Yeah, and very much so in email. <video> gets stripped in most web email clients. However, you can embed gifs and they work great. I made a fun service: flukyGifs - gifs that change every time you visit it (based on keywords). Add a fun one to your email signature, and there's something to look forward to every time someone opens your email! Here's a link http://flukygif.herokuapp.com
Yes, that's why I mentioned Tumblr in particular. Tumblr is an example of a website where people write HTML, yet don't control the HTML that displays to others.
On sites where you control the HTML, like Wordpress, you can do whatever you like. Use <video> tags if you know them. Likewise, on sites where you don't write HTML (e.g. Facebook, as another poster mentioned), <video> tags are fine--because people don't have to know about them, so it's all just handled in the background when you drop a video on the page.

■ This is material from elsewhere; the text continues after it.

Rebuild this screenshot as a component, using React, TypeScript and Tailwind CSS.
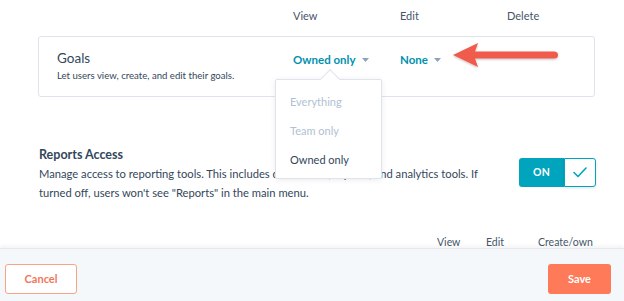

But there are these in-between web services where HTML is used, usually as one method of several, to get rich text from people, and then presented in an aggregate view (think of any traditional threaded forum.)
Because people can do some pretty nasty things when you inject their HTML directly into your pages, you have to filter that HTML to remove bad behavior. And usually <video> is one of the first to go--not because it's particularly bad (though getting people to autoload huge videos can be used as a DDoS attack in some instances) but because these filters are usually whitelist-based, and haven't been updated since <video> became a thing.
You want a video format for web video. You want a lossless format for web animation, which is what GIFs should be used for in the first place, not for lossily converted videos.
I only noticed this yesterday. They even mute the sound by default so it's not really intrusive. Hopefully people move away from gifs soon, even if it means autoplay videos everywhere.
If we just had some sort of file-extension/media-type (.webg, maybe?) that signalled to a browser "I'm a video container, but treat me like a gif, by defaulting to autoplaying, looping, and muting me", we'd replace gifs instantly.